During those days, it was the Castile region, with its capital moved to Madrid by Phillip II in 1561, that held the fractious kingdom together, both with its soldiers and with its money. And though Spain has had its fair share of instability since the empire fell, Castile has always been the force that kept Spain together, whether by war, dictatorship or, most recently, constitutional arrangement. Catalonia has at times opposed this, but never wholly and never successfully. Even so, the 2008 financial crisis stirred up old animosities because a passionate faction of the Catalan population no longer wanted to send its tax revenue to Madrid – a desire that has not abated even as the Spanish economy has recovered.

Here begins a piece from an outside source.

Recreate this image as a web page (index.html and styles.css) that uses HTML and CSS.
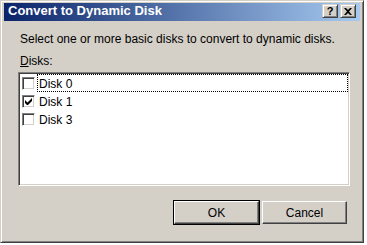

Other European countries have been keeping a close eye on developments in Catalonia. In some parts of Europe, particularly in the east and the Balkans, the sacrosanctity of borders is sometimes viewed not as a valuable principle in and of itself but as a paltry ideological justification for empowering some at the expense of others. Catalonia may be an internal problem for Spain, but self-determination is an issue that has long plagued the whole continent, even if it has been relatively dormant in recent decades. Disenchantment with establishment politics and the debate over the optimal degree of sovereignty to be ceded to the European Union is not just a Spanish concern but a European problem.

And while all this is happening, keep in mind that, for Spain, this is now what it looks like when things are generally going well. Imagine what it would look like if they weren’t, and you’ll understand how frayed the fabric of Europe has become.